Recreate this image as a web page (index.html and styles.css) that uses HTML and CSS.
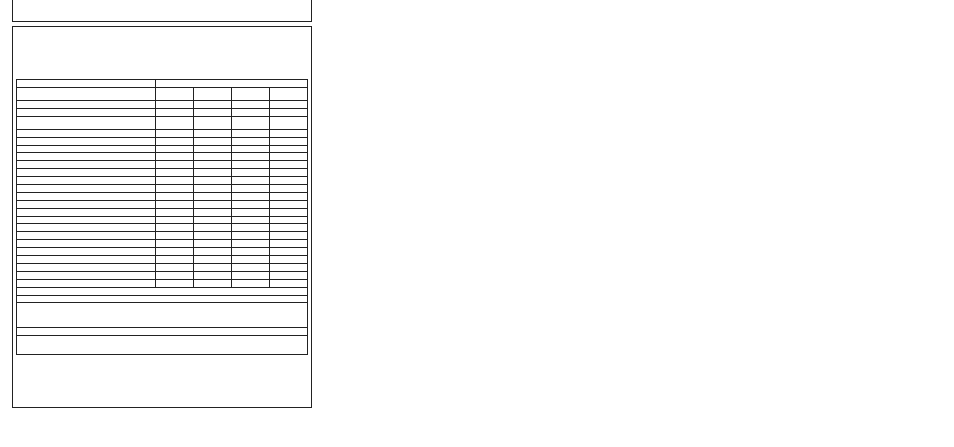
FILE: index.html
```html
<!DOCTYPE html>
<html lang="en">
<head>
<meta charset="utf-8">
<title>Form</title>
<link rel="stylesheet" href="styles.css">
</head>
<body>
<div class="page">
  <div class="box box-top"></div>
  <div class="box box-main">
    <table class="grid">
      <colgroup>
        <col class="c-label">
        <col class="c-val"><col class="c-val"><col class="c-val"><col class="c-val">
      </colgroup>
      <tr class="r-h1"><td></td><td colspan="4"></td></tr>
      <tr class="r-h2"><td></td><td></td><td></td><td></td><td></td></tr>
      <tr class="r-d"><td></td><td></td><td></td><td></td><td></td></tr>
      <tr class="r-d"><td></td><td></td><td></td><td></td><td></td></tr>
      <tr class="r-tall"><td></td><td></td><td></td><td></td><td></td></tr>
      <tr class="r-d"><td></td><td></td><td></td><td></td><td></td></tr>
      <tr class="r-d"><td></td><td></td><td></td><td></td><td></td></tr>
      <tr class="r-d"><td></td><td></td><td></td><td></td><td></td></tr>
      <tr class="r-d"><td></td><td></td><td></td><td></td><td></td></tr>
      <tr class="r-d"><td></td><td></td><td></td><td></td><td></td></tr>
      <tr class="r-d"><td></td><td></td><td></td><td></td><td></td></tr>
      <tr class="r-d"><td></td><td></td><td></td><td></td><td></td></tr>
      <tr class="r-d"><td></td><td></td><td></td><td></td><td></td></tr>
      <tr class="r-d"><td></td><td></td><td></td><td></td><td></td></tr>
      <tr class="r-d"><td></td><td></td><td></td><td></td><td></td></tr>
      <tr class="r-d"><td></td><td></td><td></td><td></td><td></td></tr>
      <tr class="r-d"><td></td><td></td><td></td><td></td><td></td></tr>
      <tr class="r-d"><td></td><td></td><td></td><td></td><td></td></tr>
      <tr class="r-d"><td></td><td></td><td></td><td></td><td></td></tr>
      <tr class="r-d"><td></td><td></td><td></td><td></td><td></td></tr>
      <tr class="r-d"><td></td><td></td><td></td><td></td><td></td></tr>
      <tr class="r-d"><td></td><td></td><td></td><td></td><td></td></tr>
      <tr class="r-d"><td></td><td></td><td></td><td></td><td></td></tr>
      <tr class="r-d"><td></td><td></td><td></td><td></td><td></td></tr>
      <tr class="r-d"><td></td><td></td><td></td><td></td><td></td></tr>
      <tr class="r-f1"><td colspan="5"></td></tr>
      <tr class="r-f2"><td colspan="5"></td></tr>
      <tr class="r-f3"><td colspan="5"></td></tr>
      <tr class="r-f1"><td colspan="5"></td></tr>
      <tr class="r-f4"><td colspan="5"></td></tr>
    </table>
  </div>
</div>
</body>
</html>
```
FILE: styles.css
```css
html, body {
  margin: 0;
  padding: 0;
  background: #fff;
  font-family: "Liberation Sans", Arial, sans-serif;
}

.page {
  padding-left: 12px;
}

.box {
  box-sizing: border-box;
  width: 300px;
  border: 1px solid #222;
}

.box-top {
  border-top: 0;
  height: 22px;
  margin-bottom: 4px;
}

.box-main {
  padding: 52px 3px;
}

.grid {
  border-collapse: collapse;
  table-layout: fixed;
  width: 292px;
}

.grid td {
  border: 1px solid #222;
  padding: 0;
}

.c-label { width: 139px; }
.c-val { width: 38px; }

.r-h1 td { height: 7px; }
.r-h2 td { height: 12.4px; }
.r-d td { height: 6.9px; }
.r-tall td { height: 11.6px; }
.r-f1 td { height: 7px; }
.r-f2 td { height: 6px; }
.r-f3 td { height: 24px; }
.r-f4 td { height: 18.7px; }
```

════════

■ DESCRIPTION OF THE TASK: Drop the images and repeat the data exactly.

■ EXPECTED OUTPUT:
Recreate this image as a web page (index.html and styles.css) that uses HTML and CSS.
FILE: index.html
```html
<!DOCTYPE html>
<html lang="en">
<head>
<meta charset="utf-8">
<title>Form</title>
<link rel="stylesheet" href="styles.css">
</head>
<body>
<div class="page">
  <div class="box box-top"></div>
  <div class="box box-main">
    <table class="grid">
      <colgroup>
        <col class="c-label">
        <col class="c-val"><col class="c-val"><col class="c-val"><col class="c-val">
      </colgroup>
      <tr class="r-h1"><td></td><td colspan="4"></td></tr>
      <tr class="r-h2"><td></td><td></td><td></td><td></td><td></td></tr>
      <tr class="r-d"><td></td><td></td><td></td><td></td><td></td></tr>
      <tr class="r-d"><td></td><td></td><td></td><td></td><td></td></tr>
      <tr class="r-tall"><td></td><td></td><td></td><td></td><td></td></tr>
      <tr class="r-d"><td></td><td></td><td></td><td></td><td></td></tr>
      <tr class="r-d"><td></td><td></td><td></td><td></td><td></td></tr>
      <tr class="r-d"><td></td><td></td><td></td><td></td><td></td></tr>
      <tr class="r-d"><td></td><td></td><td></td><td></td><td></td></tr>
      <tr class="r-d"><td></td><td></td><td></td><td></td><td></td></tr>
      <tr class="r-d"><td></td><td></td><td></td><td></td><td></td></tr>
      <tr class="r-d"><td></td><td></td><td></td><td></td><td></td></tr>
      <tr class="r-d"><td></td><td></td><td></td><td></td><td></td></tr>
      <tr class="r-d"><td></td><td></td><td></td><td></td><td></td></tr>
      <tr class="r-d"><td></td><td></td><td></td><td></td><td></td></tr>
      <tr class="r-d"><td></td><td></td><td></td><td></td><td></td></tr>
      <tr class="r-d"><td></td><td></td><td></td><td></td><td></td></tr>
      <tr class="r-d"><td></td><td></td><td></td><td></td><td></td></tr>
      <tr class="r-d"><td></td><td></td><td></td><td></td><td></td></tr>
      <tr class="r-d"><td></td><td></td><td></td><td></td><td></td></tr>
      <tr class="r-d"><td></td><td></td><td></td><td></td><td></td></tr>
      <tr class="r-d"><td></td><td></td><td></td><td></td><td></td></tr>
      <tr class="r-d"><td></td><td></td><td></td><td></td><td></td></tr>
      <tr class="r-d"><td></td><td></td><td></td><td></td><td></td></tr>
      <tr class="r-d"><td></td><td></td><td></td><td></td><td></td></tr>
      <tr class="r-f1"><td colspan="5"></td></tr>
      <tr class="r-f2"><td colspan="5"></td></tr>
      <tr class="r-f3"><td colspan="5"></td></tr>
      <tr class="r-f1"><td colspan="5"></td></tr>
      <tr class="r-f4"><td colspan="5"></td></tr>
    </table>
  </div>
</div>
</body>
</html>
```
FILE: styles.css
```css
html, body {
  margin: 0;
  padding: 0;
  background: #fff;
  font-family: "Liberation Sans", Arial, sans-serif;
}

.page {
  padding-left: 12px;
}

.box {
  box-sizing: border-box;
  width: 300px;
  border: 1px solid #222;
}

.box-top {
  border-top: 0;
  height: 22px;
  margin-bottom: 4px;
}

.box-main {
  padding: 52px 3px;
}

.grid {
  border-collapse: collapse;
  table-layout: fixed;
  width: 292px;
}

.grid td {
  border: 1px solid #222;
  padding: 0;
}

.c-label { width: 139px; }
.c-val { width: 38px; }

.r-h1 td { height: 7px; }
.r-h2 td { height: 12.4px; }
.r-d td { height: 6.9px; }
.r-tall td { height: 11.6px; }
.r-f1 td { height: 7px; }
.r-f2 td { height: 6px; }
.r-f3 td { height: 24px; }
.r-f4 td { height: 18.7px; }
```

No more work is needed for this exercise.